Если вам кажется, что я несу какой-то бред, спешу заверить, что я не сам это все придумал. Политологи называют такие процессы «революции растущих ожиданий». Кроме того, еще прославленный историк Алексис де Токвиль указал на то, что Французская революция вершилась по большей части не бедными массами, «штурмующими Бастилию», а людьми из богатых графств и районов. И Американскую революцию спровоцировали не угнетенные поселенцы, а состоятельные землевладельческие элиты, которые сочли рост налогов притеснением своей свободы и оскорблением своего достоинства. (Некоторые вещи никогда не меняются.)
Первая мировая война – война, в которой приняли участие 32 страны и погибли 17 миллионов человек, – началась из-за того, что в Сербии застрелили одного австрийского богатея. Мир в то время был более глобализированным и экономически процветающим, чем когда-либо прежде. Мировые лидеры были уверены, что серьезный глобальный конфликт просто невозможен. Кто же решится на такую безумную затею и рискнет все это потерять?
Но именно поэтому они все и рискнули.
На протяжении XX в. революционные войны вспыхивали по всему миру, от Восточной Азии и Ближнего Востока до Африки и Латинской Америки, не потому, что народ там голодал или терпел лишения, а потому, что в этих местах происходил рост экономики. Оказавшись в условиях экономического роста, люди обнаруживали, что их желания превосходят возможности институций по удовлетворению этих самых желаний.
Можно еще так описать эту ситуацию: когда в обществе слишком много страдания (люди голодают, умирают, заболевают страшными болезнями и все такое), народ впадает в отчаяние, чувствует, что терять ему уже нечего, говорит «и черт с ним» и начинает закидывать стариканов в деловых костюмах коктейлями Молотова. Но когда в обществе мало страдания, люди начинают все сильнее и сильнее психовать по все более и более ничтожным поводам – и дело доходит до того, что они уже готовы рвать и метать из-за такой чепухи, как якобы «оскорбительный» хеллоуинский костюм.

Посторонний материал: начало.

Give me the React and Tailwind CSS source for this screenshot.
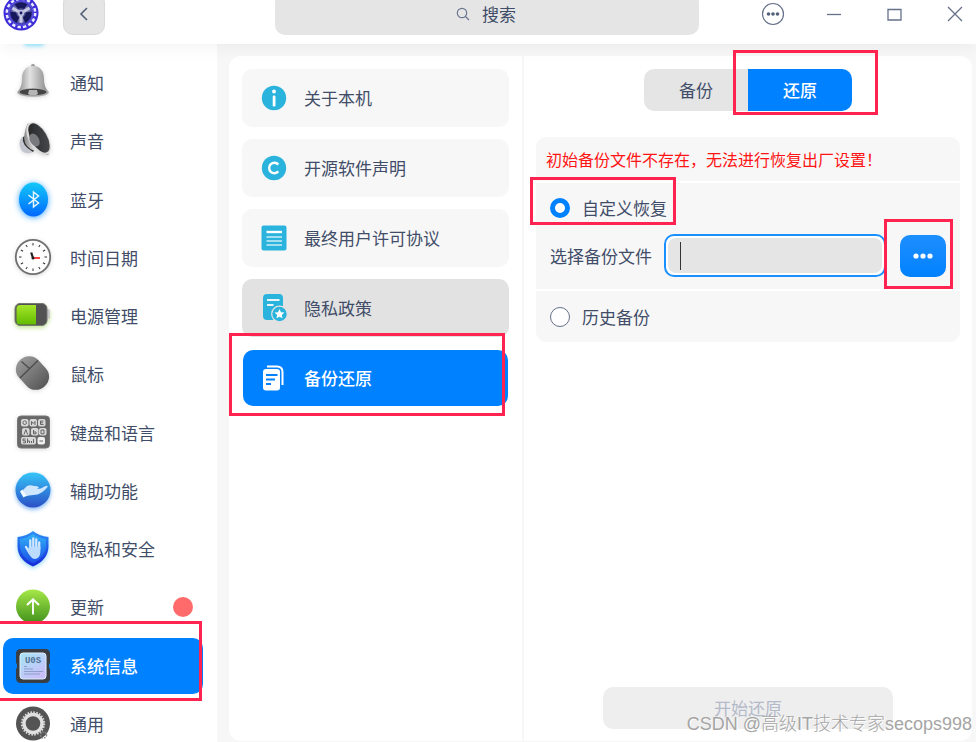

Как мы помним, человеку, чтобы он рос, зрел и стал в итоге взрослым с сильным характером, нужно среднее количество страданий (по правилу Златовласки: не слишком много, но и не слишком мало). Но точно так же среднее количество страданий необходимо и обществу (если их будет слишком много, вы превратитесь в Сомали; слишком мало – вы будете козлами, которые набивают несколько внедорожников автоматами и оккупируют национальный парк, потому что… а у нас свобода).
Не будем забывать основную причину, почему нам в принципе нужны смертоносные конфликты: они дают нам надежду. Когда у тебя появляется заклятый враг, готовый вот-вот с тобой расправиться, у тебя быстро возникает цель в жизни и прочный контакт с реальностью. Общий враг как ничто другое объединяет людей. Он придает нашим религиям такое вселенское значение, которого в других случаях у них бы и близко не было.
Кризис надежды возникает тогда и только тогда, когда мы благоденствуем. Когда у нас шестьсот каналов, а смотреть нечего. Когда у нас пятнадцать совпадений на Tinder, но ни с кем не хочется идти на свидание. Когда вокруг две тысячи ресторанов, но нам все их приевшиеся блюда не лезут в горло. Благоденствие затрудняет поиск смысла. И делает боль острее. Да и вообще, смысл нужен нам гораздо больше благоденствия, иначе нас ждет очередная встреча с коварной Неприятной правдой.
Финансовые рынки почти все время расширяются по мере появления все больших экономических благ. Но в какой-то момент, когда инвестиции и оценки стоимости превосходят реальную производительность, когда очень много денег уходит в финансовые пирамиды развлечений, а не в инновации, финансовый рынок начинает сжиматься, вымывая все «слабые деньги» и опрокидывая многочисленные переоцененные предприятия, которые не приносили обществу реальной пользы. А как только промывка заканчивается, рост и внедрение инноваций продолжаются – уже по скорректированному курсу.
В «экономике чувств» происходят примерно такие же циклы расширения и сжатия. Наша долгосрочная тенденция – уменьшение боли за счет инноваций. Но в периоды благополучия люди все больше и больше уходят в развлечения, требуют ложной свободы и становятся более хрупкими. В итоге они начинают беситься из-за таких вещей, которые еще поколение или два назад считались бы просто блажью. Возникают пикеты и протесты. Люди пришивают эмблемы к рукавам, надевают странные шапки и принимают новомодную идеологическую религию, которая оправдывала бы их гнев. В сверкающей россыпи развлечений становится все труднее отыскать надежду. В конце концов обстановка накаляется до такой степени, что кто-то обязательно совершает какой-нибудь идиотский, дикий поступок – скажем, стреляет в эрцгерцога или влетает в здание на «Боинге-747», – и разгорается война, в которой гибнут тысячи, если не миллионы людей.